We’ve all hung around waiting for slow trains at one time or another, but this is ridiculous.

Though he’s bearing the suspense with admirable calm, Peter Armstrong, Vancouver-based president of the Great Canadian Railtours Co. (GCRTC), is twiddling his thumbs while the federal Competition Bureau stews over an issue with major implications for his company’s future.

At press time, the feds were still dithering over whether or not to approve CN’s $1-billion proposal to take over freight service from provincially owned B.C. Rail.

As part of that deal, CN has also agreed to farm out passenger traffic on B.C. Rail routes. Armstrong’s privately owned company made a bid for that job and he expected to hear, one way or another, months ago.

Peter Armstrong

But he’s accepted the fact there’ll be no announcement until the Competition Bureau decides to approve the sale to CN. Or not.

“The great news would be, we win the bid,” said Armstrong, a one-time Hotel Vancouver bellhop who spends a lot of time griping about unfair competition from publicly subsidized railways, i.e. VIA Rail.

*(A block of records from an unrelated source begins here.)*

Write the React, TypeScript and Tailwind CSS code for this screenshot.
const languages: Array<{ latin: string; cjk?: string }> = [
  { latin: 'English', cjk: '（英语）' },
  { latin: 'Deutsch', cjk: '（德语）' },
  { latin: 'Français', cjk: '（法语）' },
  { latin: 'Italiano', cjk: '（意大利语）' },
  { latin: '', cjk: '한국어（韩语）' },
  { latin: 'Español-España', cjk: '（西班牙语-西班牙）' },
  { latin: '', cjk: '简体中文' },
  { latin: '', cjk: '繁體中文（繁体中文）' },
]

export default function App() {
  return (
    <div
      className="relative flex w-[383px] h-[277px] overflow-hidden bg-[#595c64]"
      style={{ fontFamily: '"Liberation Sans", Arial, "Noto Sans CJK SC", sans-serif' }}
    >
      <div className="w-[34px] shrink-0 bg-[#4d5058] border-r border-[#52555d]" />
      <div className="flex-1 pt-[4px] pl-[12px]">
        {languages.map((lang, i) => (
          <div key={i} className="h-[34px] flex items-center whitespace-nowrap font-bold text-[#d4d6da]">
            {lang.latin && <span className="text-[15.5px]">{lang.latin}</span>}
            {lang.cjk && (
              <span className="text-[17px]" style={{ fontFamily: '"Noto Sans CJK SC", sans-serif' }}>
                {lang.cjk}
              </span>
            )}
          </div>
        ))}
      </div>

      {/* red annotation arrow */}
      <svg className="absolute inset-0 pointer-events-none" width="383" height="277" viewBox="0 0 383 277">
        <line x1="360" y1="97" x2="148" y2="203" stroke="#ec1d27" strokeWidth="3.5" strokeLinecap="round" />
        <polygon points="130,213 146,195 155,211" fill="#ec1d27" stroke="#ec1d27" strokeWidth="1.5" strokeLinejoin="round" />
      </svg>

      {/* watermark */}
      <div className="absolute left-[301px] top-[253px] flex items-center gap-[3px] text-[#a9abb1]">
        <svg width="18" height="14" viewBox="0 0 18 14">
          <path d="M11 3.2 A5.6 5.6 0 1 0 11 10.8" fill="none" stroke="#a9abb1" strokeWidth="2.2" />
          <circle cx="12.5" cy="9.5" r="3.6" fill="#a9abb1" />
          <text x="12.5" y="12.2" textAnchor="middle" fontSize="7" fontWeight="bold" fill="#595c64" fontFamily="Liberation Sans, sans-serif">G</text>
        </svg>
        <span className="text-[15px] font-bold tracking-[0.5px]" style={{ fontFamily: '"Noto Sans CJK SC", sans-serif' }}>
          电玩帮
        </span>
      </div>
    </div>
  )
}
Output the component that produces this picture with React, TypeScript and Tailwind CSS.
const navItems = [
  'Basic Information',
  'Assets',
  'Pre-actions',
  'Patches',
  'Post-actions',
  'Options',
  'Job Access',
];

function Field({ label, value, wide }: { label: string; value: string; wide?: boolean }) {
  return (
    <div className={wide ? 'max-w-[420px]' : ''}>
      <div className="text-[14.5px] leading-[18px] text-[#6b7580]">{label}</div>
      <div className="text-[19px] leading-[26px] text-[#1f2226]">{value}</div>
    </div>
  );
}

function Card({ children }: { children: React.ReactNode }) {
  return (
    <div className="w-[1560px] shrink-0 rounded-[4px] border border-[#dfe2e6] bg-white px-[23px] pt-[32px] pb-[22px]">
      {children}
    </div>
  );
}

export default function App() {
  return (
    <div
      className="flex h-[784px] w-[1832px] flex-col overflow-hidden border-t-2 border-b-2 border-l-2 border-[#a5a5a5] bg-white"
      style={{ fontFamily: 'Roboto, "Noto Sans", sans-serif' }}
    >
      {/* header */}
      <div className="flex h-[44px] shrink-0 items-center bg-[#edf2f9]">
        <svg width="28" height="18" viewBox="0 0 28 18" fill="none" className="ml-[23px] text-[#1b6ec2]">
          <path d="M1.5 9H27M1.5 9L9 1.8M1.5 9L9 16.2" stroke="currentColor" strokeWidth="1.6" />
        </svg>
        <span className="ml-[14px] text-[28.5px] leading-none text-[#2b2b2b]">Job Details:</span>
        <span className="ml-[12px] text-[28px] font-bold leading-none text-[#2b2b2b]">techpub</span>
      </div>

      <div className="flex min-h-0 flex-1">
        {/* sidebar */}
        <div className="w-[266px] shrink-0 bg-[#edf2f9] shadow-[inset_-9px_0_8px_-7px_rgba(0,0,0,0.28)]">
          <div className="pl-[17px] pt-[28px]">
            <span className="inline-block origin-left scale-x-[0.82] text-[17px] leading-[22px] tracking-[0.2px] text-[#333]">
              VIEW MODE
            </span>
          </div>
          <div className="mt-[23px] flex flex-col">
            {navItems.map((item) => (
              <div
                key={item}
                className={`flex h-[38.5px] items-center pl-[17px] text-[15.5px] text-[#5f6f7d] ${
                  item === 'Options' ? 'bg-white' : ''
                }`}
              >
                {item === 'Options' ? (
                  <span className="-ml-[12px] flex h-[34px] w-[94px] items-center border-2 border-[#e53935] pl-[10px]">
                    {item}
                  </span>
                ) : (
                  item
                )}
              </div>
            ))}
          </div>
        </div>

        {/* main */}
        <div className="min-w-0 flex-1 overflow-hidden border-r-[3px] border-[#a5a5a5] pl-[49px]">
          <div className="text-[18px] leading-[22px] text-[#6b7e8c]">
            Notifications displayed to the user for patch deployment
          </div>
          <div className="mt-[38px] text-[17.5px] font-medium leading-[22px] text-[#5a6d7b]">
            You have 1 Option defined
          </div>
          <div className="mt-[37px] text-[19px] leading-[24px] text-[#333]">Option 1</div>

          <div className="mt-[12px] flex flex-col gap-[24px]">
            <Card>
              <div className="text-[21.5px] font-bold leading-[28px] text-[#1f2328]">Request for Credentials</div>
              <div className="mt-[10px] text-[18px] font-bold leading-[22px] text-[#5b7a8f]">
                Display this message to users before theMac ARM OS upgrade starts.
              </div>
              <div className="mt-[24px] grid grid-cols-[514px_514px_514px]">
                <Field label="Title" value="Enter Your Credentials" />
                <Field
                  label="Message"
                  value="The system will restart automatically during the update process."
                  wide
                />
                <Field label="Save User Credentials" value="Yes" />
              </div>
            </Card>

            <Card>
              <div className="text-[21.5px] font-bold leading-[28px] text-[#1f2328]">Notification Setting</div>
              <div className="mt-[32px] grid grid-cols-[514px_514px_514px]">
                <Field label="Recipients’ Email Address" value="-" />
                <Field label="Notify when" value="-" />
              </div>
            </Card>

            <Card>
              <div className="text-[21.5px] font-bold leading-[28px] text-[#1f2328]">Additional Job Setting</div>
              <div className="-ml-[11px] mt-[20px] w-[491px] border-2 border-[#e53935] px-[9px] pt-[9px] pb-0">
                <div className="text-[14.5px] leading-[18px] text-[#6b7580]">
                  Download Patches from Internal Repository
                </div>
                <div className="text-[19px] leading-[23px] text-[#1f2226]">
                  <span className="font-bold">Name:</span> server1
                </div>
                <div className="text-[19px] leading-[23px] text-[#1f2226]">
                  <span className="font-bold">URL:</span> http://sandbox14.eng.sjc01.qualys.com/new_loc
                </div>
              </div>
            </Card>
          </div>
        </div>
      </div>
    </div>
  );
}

“But even if we lose, there’s still good news: We’ll have another private operator out here. I’d love to see a private-sector solution.”

Armstrong readily admits the general blight that stalled international tourism following the terrorist attacks of September 2001 hit the Great Canadian Railtours Co. particularly hard.

“From 2001 to this year, it’s been dismal. In 2001, we lost the last six weeks of our (summer season),” he said. “Then we had SARS, the Iraq war . . . we’re finally seeing some growth this year, but it’s just about bringing us back to where we were in 2000.”

Despite a few years of rugged going, Armstrong remains bullish on the future and GCRTC is steaming forward with two expansion proposals, including the B.C. Rail passenger pitch.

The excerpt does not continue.